— PROVIDED MATERIAL —
################

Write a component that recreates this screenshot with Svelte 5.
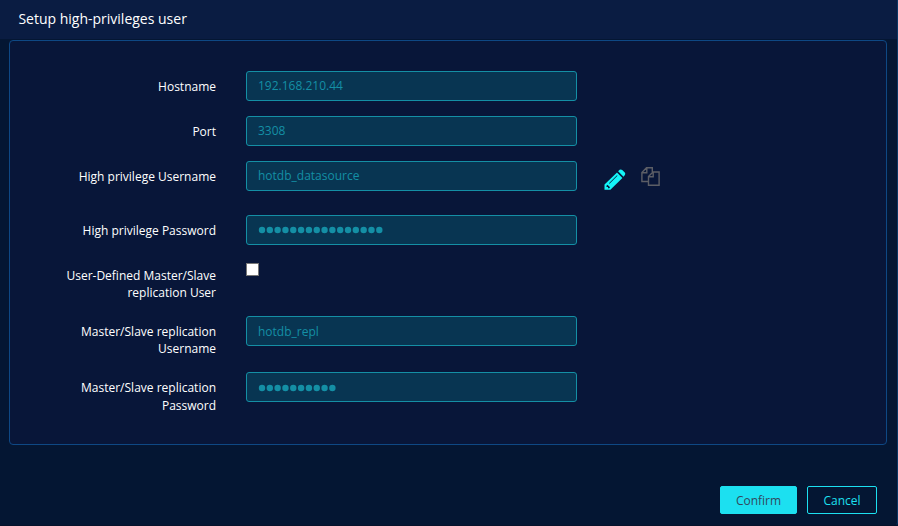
<script>
  const rows = [
    { label: 'Hostname', value: '192.168.210.44', height: 45 },
    { label: 'Port', value: '3308', height: 45 },
    { label: 'High privilege Username', value: 'hotdb_datasource', height: 54, tools: true },
    { label: 'High privilege Password', dots: 16, height: 45 },
    { label: 'User-Defined Master/Slave replication User', check: true, height: 56 },
    { label: 'Master/Slave replication Username', value: 'hotdb_repl', height: 56, low: true },
    { label: 'Master/Slave replication Password', dots: 10, height: 56, low: true, loose: true }
  ];
</script>

<div class="dialog">
  <header>Setup high-privileges user</header>
  <section class="panel">
    {#each rows as row}
      <div class="row" style="height: {row.height}px">
        <div class="label" class:loose={row.loose}>{row.label}</div>
        {#if row.check}
          <span class="check"></span>
        {:else}
          <div class="field" class:low={row.low}>
            {#if row.dots}
              <svg class="dots" width={row.dots * 8} height="8">
                {#each Array(row.dots) as _, i}
                  <circle cx={4 + i * 7.82} cy="4" r="3.2" />
                {/each}
              </svg>
            {:else}
              {row.value}
            {/if}
          </div>
        {/if}
        {#if row.tools}
          <svg class="pencil" width="22" height="22" viewBox="0 0 22 22">
            <path fill="#14f5f8" fill-rule="evenodd" d="M13 3.4 18.4 8.9 6.4 20.8H.5V15.4ZM14.1 2.3 15.6.8Q17 0 18.2 1L20.8 3.6Q21.8 4.8 20.9 6L19.5 7.7ZM3.4 15.8 2.5 16.8V18H4V19.3H5.1L6.1 18.3ZM13 6.2 5 14.2 5.5 14.7 13.5 6.7Z" />
          </svg>
          <svg class="copy" width="19" height="19" viewBox="0 0 19 19" fill="none" stroke="#5c5e66" stroke-width="1.4">
            <path d="M7.5 14.5H.9V5.5L5.5.8H11.3V5M5.8.8V5.8H.9M7.5 9.5 12 5H18.1V18.2H7.5ZM12.2 5V9.8H7.5" />
          </svg>
        {/if}
      </div>
    {/each}
  </section>
  <footer>
    <button class="confirm">Confirm</button>
    <button>Cancel</button>
  </footer>
</div>

<style>
  .dialog {
    box-sizing: border-box;
    width: 898px;
    height: 526px;
    background: #041633;
    border-right: 1px solid #0b3765;
    border-bottom: 1px solid #06122b;
    border-bottom-right-radius: 4px;
    font-family: "Open Sans", "Noto Sans", sans-serif;
    font-size: 12px;
    color: #fff;
    display: flex;
    flex-direction: column;
  }
  :global(body) { background: #041633; overflow: hidden; }
  header {
    height: 39px;
    line-height: 38px;
    padding-left: 18.4px;
    background: #0a1c42;
    font-size: 14px;
  }
  .panel {
    box-sizing: border-box;
    width: 878px;
    height: 405px;
    margin: 1px 0 0 9px;
    padding: 30px 0 0 35px;
    background: #081639;
    border: 1px solid #0e4884;
    border-radius: 4px;
  }
  .row { display: flex; align-items: flex-start; }
  .label {
    width: 171px;
    padding-top: 7px;
    margin-right: 30px;
    text-align: right;
    line-height: 17.14px;
  }
  .label.loose { line-height: 18px; }
  .field {
    box-sizing: border-box;
    display: flex;
    align-items: center;
    width: 331px;
    height: 30px;
    padding: 0 11px 2px;
    border: 1px solid #148fa5;
    border-radius: 3px;
    background: #083552;
    color: #148fa5;
  }
  .field.low { padding-bottom: 0; }
  .dots { fill: #148fa5; margin-top: 2px; }
  .check {
    box-sizing: border-box;
    width: 13px;
    height: 13px;
    margin-top: 3px;
    background: #fff;
    border: 1px solid #767676;
  }
  .pencil { margin: 8px 0 0 27px; }
  .copy { margin: 6px 0 0 15px; }
  footer {
    display: flex;
    justify-content: flex-end;
    gap: 10px;
    margin-top: 41px;
    padding-right: 20px;
  }
  button {
    box-sizing: border-box;
    width: 70px;
    height: 28px;
    padding: 0;
    border: 1px solid #1ce0f0;
    border-radius: 2px;
    background: transparent;
    color: #1ce0f0;
    font: 12px "Open Sans", sans-serif;
  }
  .confirm { width: 77px; background: #1ce0f0; color: #33475c; }
</style>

################

Restate the entire listing word for word, excluding pictures.

— SOLUTION FOR THIS EXERCISE —
Write a component that recreates this screenshot with Svelte 5.
<script>
  const rows = [
    { label: 'Hostname', value: '192.168.210.44', height: 45 },
    { label: 'Port', value: '3308', height: 45 },
    { label: 'High privilege Username', value: 'hotdb_datasource', height: 54, tools: true },
    { label: 'High privilege Password', dots: 16, height: 45 },
    { label: 'User-Defined Master/Slave replication User', check: true, height: 56 },
    { label: 'Master/Slave replication Username', value: 'hotdb_repl', height: 56, low: true },
    { label: 'Master/Slave replication Password', dots: 10, height: 56, low: true, loose: true }
  ];
</script>

<div class="dialog">
  <header>Setup high-privileges user</header>
  <section class="panel">
    {#each rows as row}
      <div class="row" style="height: {row.height}px">
        <div class="label" class:loose={row.loose}>{row.label}</div>
        {#if row.check}
          <span class="check"></span>
        {:else}
          <div class="field" class:low={row.low}>
            {#if row.dots}
              <svg class="dots" width={row.dots * 8} height="8">
                {#each Array(row.dots) as _, i}
                  <circle cx={4 + i * 7.82} cy="4" r="3.2" />
                {/each}
              </svg>
            {:else}
              {row.value}
            {/if}
          </div>
        {/if}
        {#if row.tools}
          <svg class="pencil" width="22" height="22" viewBox="0 0 22 22">
            <path fill="#14f5f8" fill-rule="evenodd" d="M13 3.4 18.4 8.9 6.4 20.8H.5V15.4ZM14.1 2.3 15.6.8Q17 0 18.2 1L20.8 3.6Q21.8 4.8 20.9 6L19.5 7.7ZM3.4 15.8 2.5 16.8V18H4V19.3H5.1L6.1 18.3ZM13 6.2 5 14.2 5.5 14.7 13.5 6.7Z" />
          </svg>
          <svg class="copy" width="19" height="19" viewBox="0 0 19 19" fill="none" stroke="#5c5e66" stroke-width="1.4">
            <path d="M7.5 14.5H.9V5.5L5.5.8H11.3V5M5.8.8V5.8H.9M7.5 9.5 12 5H18.1V18.2H7.5ZM12.2 5V9.8H7.5" />
          </svg>
        {/if}
      </div>
    {/each}
  </section>
  <footer>
    <button class="confirm">Confirm</button>
    <button>Cancel</button>
  </footer>
</div>

<style>
  .dialog {
    box-sizing: border-box;
    width: 898px;
    height: 526px;
    background: #041633;
    border-right: 1px solid #0b3765;
    border-bottom: 1px solid #06122b;
    border-bottom-right-radius: 4px;
    font-family: "Open Sans", "Noto Sans", sans-serif;
    font-size: 12px;
    color: #fff;
    display: flex;
    flex-direction: column;
  }
  :global(body) { background: #041633; overflow: hidden; }
  header {
    height: 39px;
    line-height: 38px;
    padding-left: 18.4px;
    background: #0a1c42;
    font-size: 14px;
  }
  .panel {
    box-sizing: border-box;
    width: 878px;
    height: 405px;
    margin: 1px 0 0 9px;
    padding: 30px 0 0 35px;
    background: #081639;
    border: 1px solid #0e4884;
    border-radius: 4px;
  }
  .row { display: flex; align-items: flex-start; }
  .label {
    width: 171px;
    padding-top: 7px;
    margin-right: 30px;
    text-align: right;
    line-height: 17.14px;
  }
  .label.loose { line-height: 18px; }
  .field {
    box-sizing: border-box;
    display: flex;
    align-items: center;
    width: 331px;
    height: 30px;
    padding: 0 11px 2px;
    border: 1px solid #148fa5;
    border-radius: 3px;
    background: #083552;
    color: #148fa5;
  }
  .field.low { padding-bottom: 0; }
  .dots { fill: #148fa5; margin-top: 2px; }
  .check {
    box-sizing: border-box;
    width: 13px;
    height: 13px;
    margin-top: 3px;
    background: #fff;
    border: 1px solid #767676;
  }
  .pencil { margin: 8px 0 0 27px; }
  .copy { margin: 6px 0 0 15px; }
  footer {
    display: flex;
    justify-content: flex-end;
    gap: 10px;
    margin-top: 41px;
    padding-right: 20px;
  }
  button {
    box-sizing: border-box;
    width: 70px;
    height: 28px;
    padding: 0;
    border: 1px solid #1ce0f0;
    border-radius: 2px;
    background: transparent;
    color: #1ce0f0;
    font: 12px "Open Sans", sans-serif;
  }
  .confirm { width: 77px; background: #1ce0f0; color: #33475c; }
</style>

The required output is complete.